Our Circle of Thoughts
Aristotle said “We Are What We Repeatedly Do”. I want to share with you the cycle that occurs with negative self-talk. Negative thoughts lead to developing a negative belief that does not serve you. This leads to negative or limiting habits, which creates similar experiences to further reinforce the cycle. This creates more experiences reinforcing these thoughts. You see, being the creatures of habit we are, we tend to allow this vicious cycle over and over and over again without realizing the effect this has on our mind.
5 ways we hurt ourselves:
- We look at things in black or white categories. There is no grey. Seeing things only in black or white limit us. Do you know anyone like this?
- We view a singular negative event as the extreme ‘always’ and ‘never’ situation.
- We think of the negatives and discount the positives. If someone gives us a compliment, we tend to discount it or respond with a quick compliment back. This takes away from you. When we say things like “oh, this old thing…” or “I really like your xxx” in response to a compliment. Comments like this hurt us and it takes away from sincere compliments people pay you.
- We blow things out of proportion without looking at all the facts.
- We see only our ‘story’ about what happened.
Our stories are pretty amazing. We can be attached to our stories, can’t we? Just think of a time when you were really excited about something and the person you were talking to about this awesomeness wasn’t as excited as you were about the situation and generally didn’t share your enthusiasm. What if you were talking on the phone and as you are sharing, you find silence on the other line. You find the person on the other line has muted you. Deflating, huh? Have you ever lost your passion for your story when this happens? If this has happened to you, it can throw you off balance for a bit and it can actually be hard to get excited about your story again. Have you ever talked to somebody about something when suddenly something happened to interrupt your flow of thought and you forgot what you were talking about? I’m sure this has happened to all of us as some time or another. I attended a conference once where one of our assignments was to talk to a partner about a story over and over and over and over and over again. Our job was to communicate the same story to this person over and over. This was such a powerful experience because eventually we lost our passion for our story and we became detached from it. The point of the exercise taught us that our story is simply our interpretation of what really happened and the truth or facts may be somewhere in the middle.
In the workshops I facilitate on this topic, I have everyone spend a few minutes with a partner sharing something they are passionate about. After a bit, I ask the listeners to stop listening and do the complete opposite. That is, the listener’s job is to completely ignore the person talking. They are to look away, file their nails, check voice mails or do something, anything but listen. This accomplishes something similar in that the people sharing their story suddenly lose interest in their story or can get angry about not being heard.
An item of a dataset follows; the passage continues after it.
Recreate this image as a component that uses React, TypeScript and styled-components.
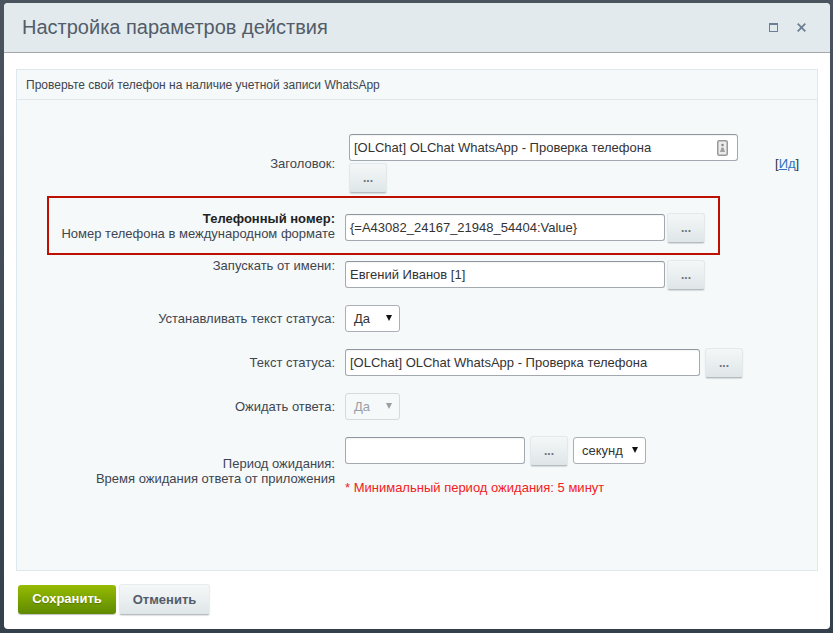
import React from "react";
import styled, { createGlobalStyle } from "styled-components";

const Global = createGlobalStyle`
  html, body { margin: 0; padding: 0; background: #3d4a56; }
  body { width: 833px; height: 633px; overflow: hidden; font-family: "Liberation Sans", Arial, sans-serif; }
  *, *::before, *::after { box-sizing: border-box; }
`;

const Backdrop = styled.div`
  width: 833px;
  height: 633px;
  padding: 3px 3px 4px 4px;
  background: linear-gradient(#4a545e, #34414d);
`;

const Dialog = styled.div`
  height: 626px;
  background: #fff;
  border-radius: 4px;
  display: flex;
  flex-direction: column;
  overflow: hidden;
`;

const Header = styled.header`
  height: 50px;
  flex: none;
  background: #e2eaed;
  border-bottom: 1px solid #a5a8aa;
  display: flex;
  align-items: center;
  padding: 0 24px 0 18px;
`;

const Title = styled.h1`
  margin: 0;
  flex: 1;
  font-size: 20px;
  font-weight: 400;
  color: #535c69;
`;

const HeaderIcons = styled.div`
  display: flex;
  align-items: center;
  gap: 19px;
`;

const Content = styled.main`
  flex: 1;
  padding: 16px 12px 0;
  display: flex;
  flex-direction: column;
`;

const Panel = styled.section`
  height: 502px;
  flex: none;
  background: #f5f9f9;
  border: 1px solid #dfe8ec;
`;

const PanelHead = styled.div`
  height: 30px;
  border-bottom: 1px solid #dfe8ec;
  padding-left: 9px;
  display: flex;
  align-items: center;
  font-size: 12px;
  color: #3f4550;
`;

const Form = styled.div`
  padding-top: 34px;
  display: flex;
  flex-direction: column;
`;

const Row = styled.div<{ $top?: number; $marked?: boolean }>`
  position: relative;
  display: grid;
  grid-template-columns: 318px 1fr;
  column-gap: 10px;
  align-items: center;
  margin-top: ${(p) => p.$top ?? 0}px;
  ${(p) =>
    p.$marked
      ? `&::after {
    content: "";
    position: absolute;
    left: 30px;
    top: -17px;
    width: 673px;
    height: 59px;
    border: 2px solid #bd1000;
    pointer-events: none;
  }`
      : ""}
`;

const Label = styled.div<{ $shift?: number }>`
  text-align: right;
  font-size: 13px;
  line-height: 15px;
  color: #3f4550;
  position: relative;
  top: ${(p) => p.$shift ?? 0}px;
  b { color: #222; }
`;

const Field = styled.div<{ $gap?: number }>`
  display: flex;
  align-items: flex-start;
  gap: ${(p) => p.$gap ?? 2}px;
`;

const TitleField = styled.div`
  display: flex;
  align-items: center;
`;

const Stack = styled.div`
  display: flex;
  flex-direction: column;
  align-items: flex-start;
  gap: 2px;
  margin-left: 4px;
  width: 389px;
`;

const InputBox = styled.div<{ $w: number; $flush?: boolean }>`
  position: relative;
  width: ${(p) => p.$w}px;
  height: 27px;
  margin-top: ${(p) => (p.$flush ? 0 : 1)}px;
  background: #fff;
  border: 1px solid #a3a9b0;
  border-top-color: #8f96a0;
  border-radius: 3px;
  box-shadow: inset 0 1px 1px rgba(0, 0, 0, 0.05);
  font-size: 13px;
  line-height: 25px;
  padding-left: 4px;
  color: #333;
  flex: none;
  white-space: nowrap;
`;

const AddressIcon = styled.svg`
  position: absolute;
  right: 9px;
  top: 5px;
`;

const DotsButton = styled.div`
  width: 38px;
  height: 30px;
  flex: none;
  border-radius: 3px;
  border: 1px solid #e3e8ea;
  border-bottom-color: #b4bcc1;
  background: linear-gradient(#f4f7f8, #dfe6e8);
  box-shadow: 0 1px 1px rgba(0, 0, 0, 0.12);
  color: #6a727c;
  font-size: 12px;
  font-weight: 700;
  text-align: center;
  line-height: 28px;
`;

const Select = styled.div<{ $w: number; $disabled?: boolean; $top?: number }>`
  width: ${(p) => p.$w}px;
  height: 27px;
  flex: none;
  margin-top: ${(p) => p.$top ?? 0}px;
  background: ${(p) => (p.$disabled ? "#f5f9f9" : "#fff")};
  border: 1px solid ${(p) => (p.$disabled ? "#d5dadd" : "#a9afb5")};
  border-radius: 3px;
  display: flex;
  align-items: center;
  justify-content: space-between;
  padding: 0 7px 0 8px;
  font-size: 13px;
  color: ${(p) => (p.$disabled ? "#9a9fa5" : "#333")};
`;

const Arrow = styled.span<{ $disabled?: boolean }>`
  width: 0;
  height: 0;
  border-left: 3.5px solid transparent;
  border-right: 3.5px solid transparent;
  border-top: 6px solid ${(p) => (p.$disabled ? "#9a9fa5" : "#111")};
  margin-top: -2px;
`;

const IdLink = styled.div`
  font-size: 13px;
  color: #333;
  margin-left: 37px;
  a { color: #2f72c0; text-decoration: underline; }
`;

const PeriodCol = styled.div`
  display: flex;
  flex-direction: column;
  gap: 14px;
`;

const Hint = styled.div`
  font-size: 13px;
  line-height: 15px;
  color: #f32020;
`;

const Footer = styled.footer`
  display: flex;
  align-items: center;
  gap: 3px;
  margin-top: 13px;
  padding-left: 2px;
`;

const SaveButton = styled.div`
  width: 98px;
  height: 29px;
  border-radius: 3px;
  background: linear-gradient(#96bb00, #5f8a00);
  box-shadow: 0 1px 1px rgba(0, 0, 0, 0.25);
  color: #fff;
  font-size: 13px;
  font-weight: 700;
  text-align: center;
  line-height: 28px;
  text-shadow: 0 1px 1px rgba(0, 0, 0, 0.25);
`;

const CancelButton = styled.div`
  width: 91px;
  height: 31px;
  border-radius: 3px;
  border: 1px solid #e8ecee;
  border-bottom-color: #b4bcc1;
  background: linear-gradient(#f6f8f9, #dfe6e8);
  box-shadow: 0 1px 1px rgba(0, 0, 0, 0.12);
  color: #535c69;
  font-size: 13px;
  font-weight: 700;
  text-align: center;
  line-height: 29px;
`;

export default function App() {
  return (
    <Backdrop>
      <Global />
      <Dialog>
        <Header>
          <Title>Настройка параметров действия</Title>
          <HeaderIcons>
            <svg width="9" height="9" viewBox="0 0 9 9">
              <rect x="0.5" y="0.5" width="8" height="8" fill="none" stroke="#6c7f94" strokeWidth="1" />
              <rect x="0.5" y="0.5" width="8" height="1.5" fill="#6c7f94" />
            </svg>
            <svg width="9" height="9" viewBox="0 0 9 9">
              <path d="M0.7 0.7 L8.3 8.3 M8.3 0.7 L0.7 8.3" stroke="#6c7f94" strokeWidth="1.8" />
            </svg>
          </HeaderIcons>
        </Header>
        <Content>
          <Panel>
            <PanelHead>Проверьте свой телефон на наличие учетной записи WhatsApp</PanelHead>
            <Form>
              <Row>
                <Label>Заголовок:</Label>
                <TitleField>
                  <Stack>
                    <InputBox $w={389} $flush>
                      [OLChat] OLChat WhatsApp - Проверка телефона
                      <AddressIcon width="11" height="16" viewBox="0 0 11 16">
                        <rect x="0.75" y="0.75" width="9.5" height="14.5" rx="1.5" fill="#ececec" stroke="#999" strokeWidth="1.5" />
                        <circle cx="5.5" cy="5" r="1.3" fill="#8a8a8a" />
                        <path d="M3 12 L4.5 7.5 H6.5 L8 12 Z" fill="#a0a0a0" />
                      </AddressIcon>
                    </InputBox>
                    <DotsButton>...</DotsButton>
                  </Stack>
                  <IdLink>
                    [<a>Ид</a>]
                  </IdLink>
                </TitleField>
              </Row>
              <Row $top={20} $marked>
                <Label $shift={-2}>
                  <b>Телефонный номер:</b>
                  <br />
                  Номер телефона в международном формате
                </Label>
                <Field>
                  <InputBox $w={320}>{"{=A43082_24167_21948_54404:Value}"}</InputBox>
                  <DotsButton>...</DotsButton>
                </Field>
              </Row>
              <Row $top={17}>
                <Label $shift={-10}>Запускать от имени:</Label>
                <Field>
                  <InputBox $w={320}>Евгений Иванов [1]</InputBox>
                  <DotsButton>...</DotsButton>
                </Field>
              </Row>
              <Row $top={15}>
                <Label>Устанавливать текст статуса:</Label>
                <Field>
                  <Select $w={55}>
                    Да
                    <Arrow />
                  </Select>
                </Field>
              </Row>
              <Row $top={16}>
                <Label $shift={-1}>Текст статуса:</Label>
                <Field $gap={5}>
                  <InputBox $w={355}>[OLChat] OLChat WhatsApp - Проверка телефона</InputBox>
                  <DotsButton>...</DotsButton>
                </Field>
              </Row>
              <Row $top={15}>
                <Label>Ожидать ответа:</Label>
                <Field>
                  <Select $w={55} $disabled>
                    Да
                    <Arrow $disabled />
                  </Select>
                </Field>
              </Row>
              <Row $top={16}>
                <Label $shift={5}>
                  Период ожидания:
                  <br />
                  Время ожидания ответа от приложения
                </Label>
                <PeriodCol>
                  <Field $gap={5}>
                    <InputBox $w={180} />
                    <DotsButton>...</DotsButton>
                    <Select $w={73} $top={1}>
                      секунд
                      <Arrow />
                    </Select>
                  </Field>
                  <Hint>* Минимальный период ожидания: 5 минут</Hint>
                </PeriodCol>
              </Row>
            </Form>
          </Panel>
          <Footer>
            <SaveButton>Сохранить</SaveButton>
            <CancelButton>Отменить</CancelButton>
          </Footer>
        </Content>
      </Dialog>
    </Backdrop>
  );
}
Either way, the passion is gone and it’s difficult to get back. It eventually becomes unimportant yet a few moments prior, they were so attached to their stories as if it was truly part of them. In another setting, groups of people were designated listeners and other groups were storytellers. They were to tell their story for two (2) minutes and move to the next listener and repeat their story over again and again and again. Something happens after about 20 times of telling our story… we tend to get tired of telling it! As such, we become detached from our story…even just a bit. Our stories are just that: stories. They are our interpretation of what happens in our lives. Sometimes, it is difficult to put things in perspective and our stories can consume us as we can be set in our ways of being.
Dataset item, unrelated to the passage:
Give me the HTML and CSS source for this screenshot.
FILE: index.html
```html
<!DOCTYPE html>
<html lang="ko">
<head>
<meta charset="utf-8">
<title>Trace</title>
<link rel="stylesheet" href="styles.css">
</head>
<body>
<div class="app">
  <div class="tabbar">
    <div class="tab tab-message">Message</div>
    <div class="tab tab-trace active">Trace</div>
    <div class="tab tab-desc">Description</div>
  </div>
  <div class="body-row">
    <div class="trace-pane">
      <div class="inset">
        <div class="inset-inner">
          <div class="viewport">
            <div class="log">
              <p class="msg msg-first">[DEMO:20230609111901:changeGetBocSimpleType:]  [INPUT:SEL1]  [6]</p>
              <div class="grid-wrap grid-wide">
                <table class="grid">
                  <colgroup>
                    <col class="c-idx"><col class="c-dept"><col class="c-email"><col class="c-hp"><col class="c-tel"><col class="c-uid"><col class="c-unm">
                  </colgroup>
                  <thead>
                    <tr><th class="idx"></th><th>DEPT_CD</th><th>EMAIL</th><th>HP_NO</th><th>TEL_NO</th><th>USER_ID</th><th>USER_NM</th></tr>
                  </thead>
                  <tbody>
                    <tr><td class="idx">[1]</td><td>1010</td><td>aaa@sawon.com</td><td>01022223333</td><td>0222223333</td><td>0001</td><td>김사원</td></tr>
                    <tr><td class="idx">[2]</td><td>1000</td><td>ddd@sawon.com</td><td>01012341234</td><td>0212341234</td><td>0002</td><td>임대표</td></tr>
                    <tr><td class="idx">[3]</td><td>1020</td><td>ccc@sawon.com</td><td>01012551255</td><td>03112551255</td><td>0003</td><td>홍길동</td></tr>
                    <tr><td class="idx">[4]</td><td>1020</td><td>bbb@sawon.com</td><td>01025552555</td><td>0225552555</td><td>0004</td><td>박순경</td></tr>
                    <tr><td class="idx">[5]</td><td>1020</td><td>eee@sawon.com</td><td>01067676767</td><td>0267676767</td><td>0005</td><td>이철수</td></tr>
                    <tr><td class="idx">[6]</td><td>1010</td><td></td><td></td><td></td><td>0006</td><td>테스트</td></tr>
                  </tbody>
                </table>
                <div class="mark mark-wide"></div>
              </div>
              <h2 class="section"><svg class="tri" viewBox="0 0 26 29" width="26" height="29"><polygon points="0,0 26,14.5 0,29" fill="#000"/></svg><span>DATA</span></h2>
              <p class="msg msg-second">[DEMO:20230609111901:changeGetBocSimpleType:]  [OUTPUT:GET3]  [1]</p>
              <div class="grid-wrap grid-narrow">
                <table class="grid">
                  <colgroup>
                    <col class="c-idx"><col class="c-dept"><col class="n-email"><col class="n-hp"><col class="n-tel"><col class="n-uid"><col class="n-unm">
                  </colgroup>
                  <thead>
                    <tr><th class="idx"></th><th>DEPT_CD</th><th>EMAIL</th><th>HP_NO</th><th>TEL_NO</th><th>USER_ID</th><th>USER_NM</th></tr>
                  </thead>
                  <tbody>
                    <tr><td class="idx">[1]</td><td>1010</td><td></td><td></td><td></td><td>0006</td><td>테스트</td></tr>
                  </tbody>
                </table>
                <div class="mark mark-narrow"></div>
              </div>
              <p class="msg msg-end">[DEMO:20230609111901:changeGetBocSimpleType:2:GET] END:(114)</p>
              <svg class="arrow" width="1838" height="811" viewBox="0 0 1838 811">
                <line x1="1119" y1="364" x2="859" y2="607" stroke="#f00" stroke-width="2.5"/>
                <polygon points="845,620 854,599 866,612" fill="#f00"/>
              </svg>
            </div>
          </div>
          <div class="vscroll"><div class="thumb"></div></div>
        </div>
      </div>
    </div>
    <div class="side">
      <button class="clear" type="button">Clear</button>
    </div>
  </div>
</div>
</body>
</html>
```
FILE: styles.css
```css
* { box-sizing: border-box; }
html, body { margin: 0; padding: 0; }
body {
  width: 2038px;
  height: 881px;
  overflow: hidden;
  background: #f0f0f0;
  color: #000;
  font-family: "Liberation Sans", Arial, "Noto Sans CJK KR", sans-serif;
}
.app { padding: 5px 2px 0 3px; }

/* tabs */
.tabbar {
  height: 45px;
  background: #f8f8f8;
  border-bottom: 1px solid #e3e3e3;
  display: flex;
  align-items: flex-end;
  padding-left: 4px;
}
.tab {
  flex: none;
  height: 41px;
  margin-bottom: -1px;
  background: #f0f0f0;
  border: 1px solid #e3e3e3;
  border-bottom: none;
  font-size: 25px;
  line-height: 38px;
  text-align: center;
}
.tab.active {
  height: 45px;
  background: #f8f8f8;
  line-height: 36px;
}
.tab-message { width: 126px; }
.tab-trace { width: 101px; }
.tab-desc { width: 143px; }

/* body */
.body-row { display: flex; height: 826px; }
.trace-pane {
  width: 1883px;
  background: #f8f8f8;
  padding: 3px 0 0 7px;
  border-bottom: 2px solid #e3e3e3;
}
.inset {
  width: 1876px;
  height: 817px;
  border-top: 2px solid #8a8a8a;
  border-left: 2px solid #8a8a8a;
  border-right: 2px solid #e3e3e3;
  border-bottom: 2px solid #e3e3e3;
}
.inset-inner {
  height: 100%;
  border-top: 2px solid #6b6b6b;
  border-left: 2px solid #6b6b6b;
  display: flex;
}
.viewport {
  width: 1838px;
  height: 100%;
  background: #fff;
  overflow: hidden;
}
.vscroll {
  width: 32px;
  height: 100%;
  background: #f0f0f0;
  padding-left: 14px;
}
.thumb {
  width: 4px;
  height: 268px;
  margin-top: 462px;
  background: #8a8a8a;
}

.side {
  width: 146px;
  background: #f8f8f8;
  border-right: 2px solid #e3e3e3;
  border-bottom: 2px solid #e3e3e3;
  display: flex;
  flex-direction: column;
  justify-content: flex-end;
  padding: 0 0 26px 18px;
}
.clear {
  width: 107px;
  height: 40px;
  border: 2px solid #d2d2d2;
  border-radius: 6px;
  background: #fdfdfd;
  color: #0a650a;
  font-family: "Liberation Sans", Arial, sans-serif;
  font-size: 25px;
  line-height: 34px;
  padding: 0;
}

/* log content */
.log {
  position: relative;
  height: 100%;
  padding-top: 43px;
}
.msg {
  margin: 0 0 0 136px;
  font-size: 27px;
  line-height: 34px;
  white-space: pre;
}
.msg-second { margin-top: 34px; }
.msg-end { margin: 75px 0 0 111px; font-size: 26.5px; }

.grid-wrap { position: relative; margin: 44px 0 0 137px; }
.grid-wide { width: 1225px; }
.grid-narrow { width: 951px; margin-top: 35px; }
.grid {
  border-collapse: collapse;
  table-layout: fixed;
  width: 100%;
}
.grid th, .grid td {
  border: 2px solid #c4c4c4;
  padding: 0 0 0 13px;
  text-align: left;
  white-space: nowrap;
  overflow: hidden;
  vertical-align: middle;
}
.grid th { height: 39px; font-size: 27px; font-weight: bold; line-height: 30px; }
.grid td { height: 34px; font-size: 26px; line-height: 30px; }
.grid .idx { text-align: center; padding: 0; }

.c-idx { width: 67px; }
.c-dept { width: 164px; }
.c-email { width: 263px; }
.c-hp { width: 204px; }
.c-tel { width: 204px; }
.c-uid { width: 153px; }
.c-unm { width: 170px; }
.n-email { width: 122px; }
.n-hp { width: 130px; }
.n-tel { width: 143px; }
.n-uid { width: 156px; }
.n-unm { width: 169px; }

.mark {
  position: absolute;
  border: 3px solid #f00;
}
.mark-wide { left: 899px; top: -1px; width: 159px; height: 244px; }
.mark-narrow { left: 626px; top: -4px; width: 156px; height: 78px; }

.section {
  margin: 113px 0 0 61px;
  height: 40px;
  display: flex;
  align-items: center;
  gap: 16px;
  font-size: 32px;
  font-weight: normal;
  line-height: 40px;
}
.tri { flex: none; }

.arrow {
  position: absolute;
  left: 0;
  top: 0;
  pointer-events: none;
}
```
5 things to consider when telling a ‘story’
The next time you want to tell a story, here are five (5) things to consider:
1. Is this the right story to tell and the appropriate audience to share your story with?
2. Is this the right time and place to tell your story?
3. Is this a story you are sharing multiple times with the same people? Better yet, is this your story to tell?
4. Is your story negative or is it uplifting?
5. How does telling this story serve you? How about those you share it with?
We all have stories to tell. Sometimes life brings us down and gives us situations that test us, grow and stretch us; all the while preparing us for the future. We can all learn from tragedies or traumas. After all, it’s from these deep, emotional experiences we can heal, connect, reinvent us and inspire others. Some stories create (and share) legacies. They are a way of connecting, learning and teaching. Remember, we think about what we are going to say before we say it (most of the time). We all have stories to tell. Make yours count!